Plsssssss help, sorry for the trouble

The initial vector is 267m (where "m" is the mass of the rocket) with a direction straight up. So, after the explosion the sum of the three pieces must also have a sum of 267m in the y-direction. Since piece "1" moves to the right, it's y-direction component is zero. Piece 2 is moving only in the y-direction but since it's mass is only 1/3m, its momentum vector (in the y-direction) is (204)(1/3)m or 68m. Piece "3" must then have a y-component of 267m - 68m or 199m.

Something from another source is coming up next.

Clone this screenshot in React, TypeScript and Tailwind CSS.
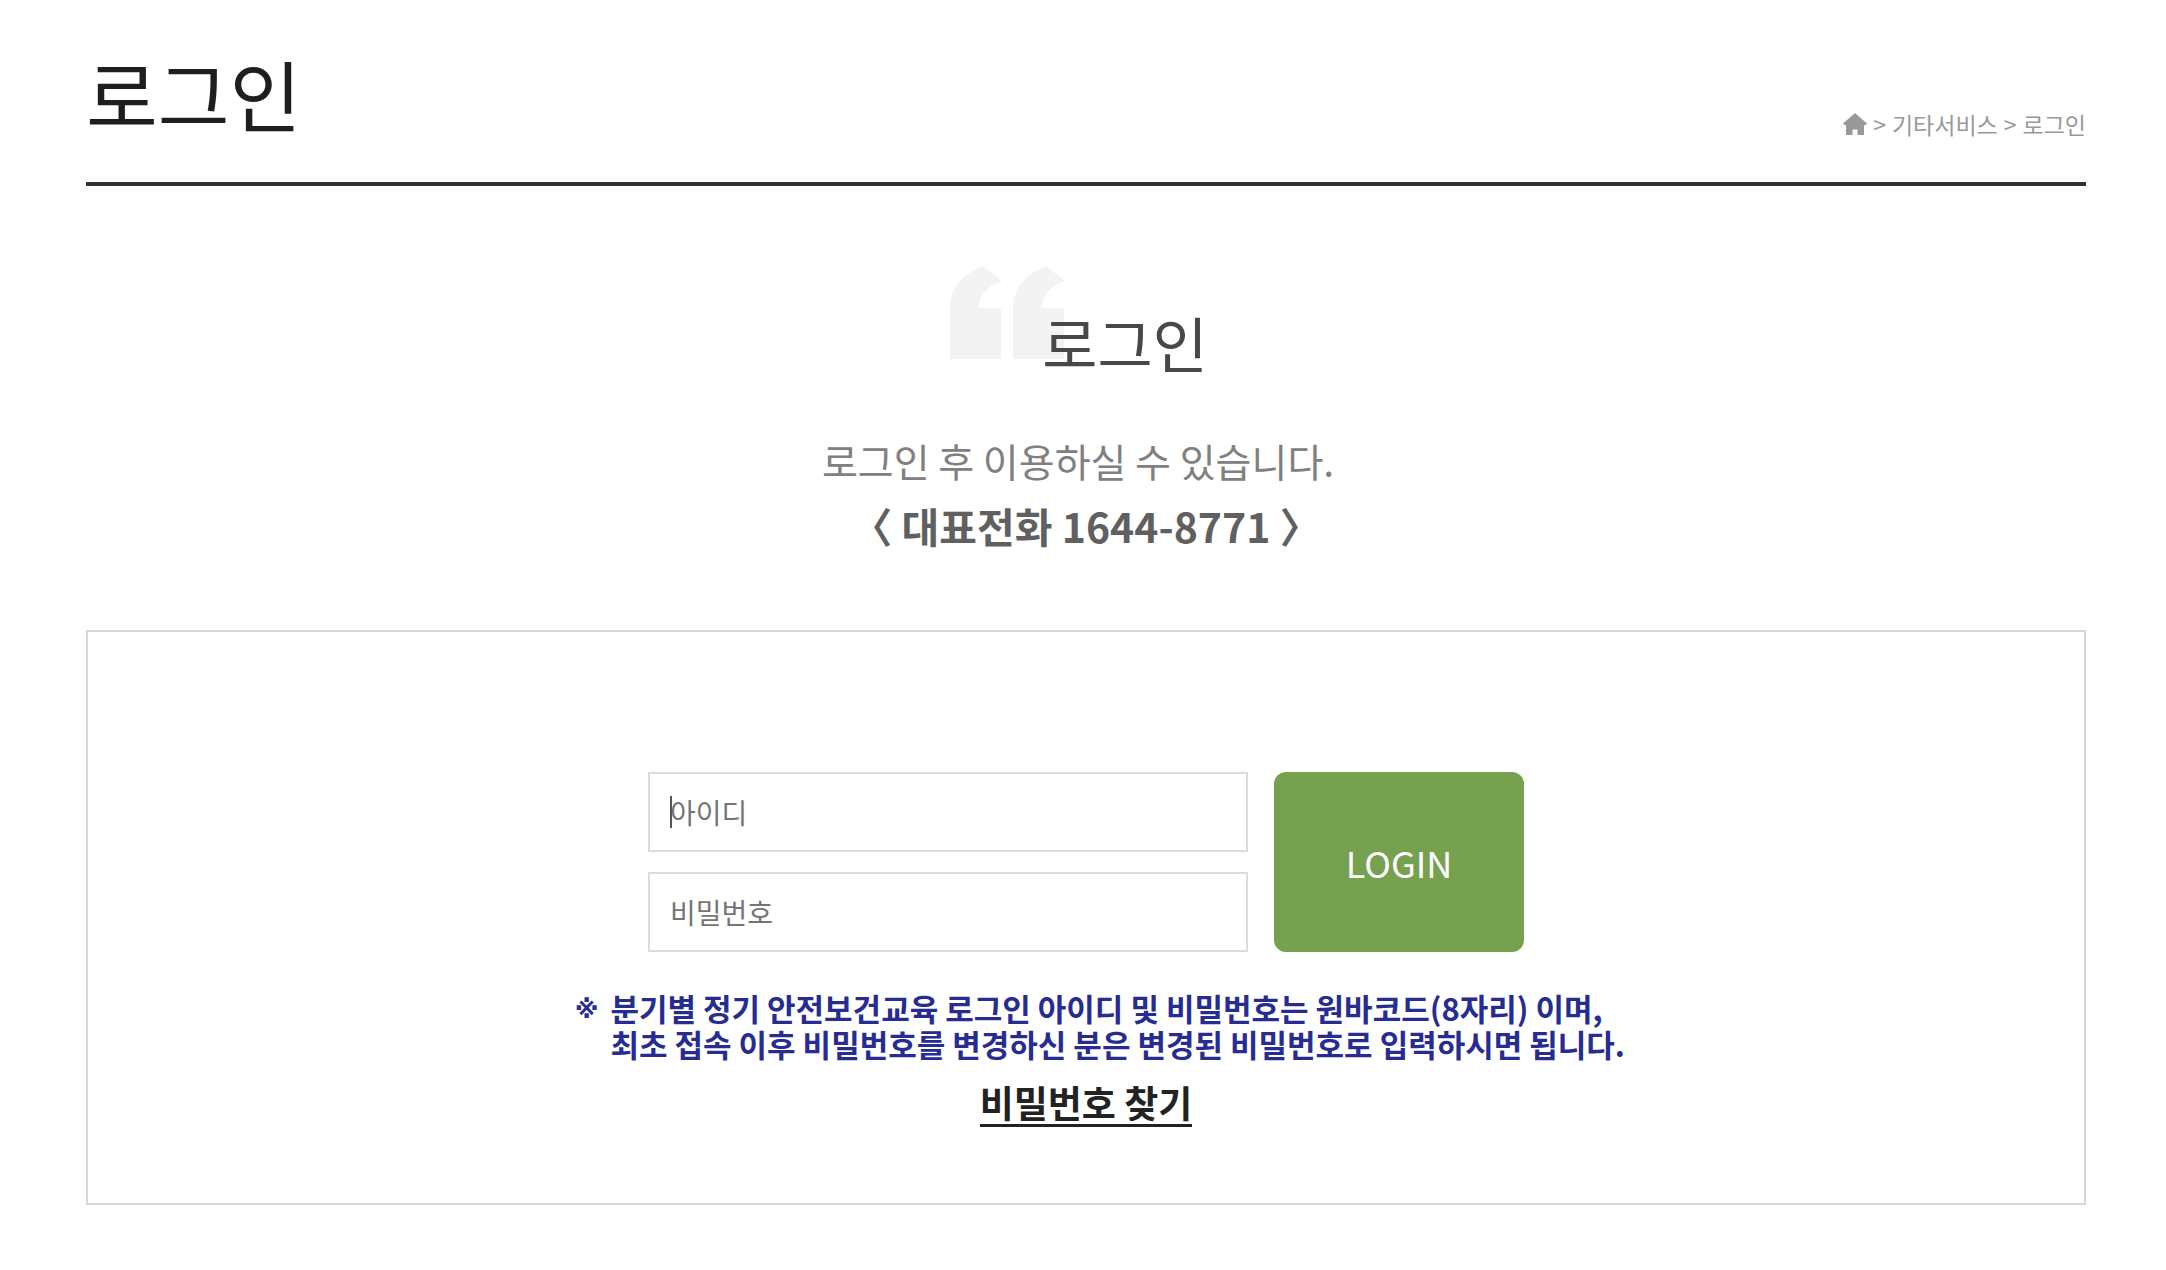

Piece 3 had a mass of (1/3m) so:

(1/3m)(v) = 199m or v_3-y = 597 m/s (y-direction component of the velocity of piece 3)

Since there was no x-component of the "before explosion" momentum, then the sum of the x-components after the explosion must be zero. Piece 1 was moving right at 344 but with a mass of 1/3m therefore its momentum (in the x-direction) was (344/3)m. That means piece 3 would have an x-component of (344/3)m to the left. Or the x-component of the velocity of piece 3 is 344 m/s left.

Use the Pythagorean Theorem to calculate the magnitude of the resultant velocity:

magnitude of v₃ = √(597² + 344²) = 689 m/s

Use inverse tangent to calculate the direction. Let θ be the angle above straight left:

θ = tan^-1(597/344) = 60ˆ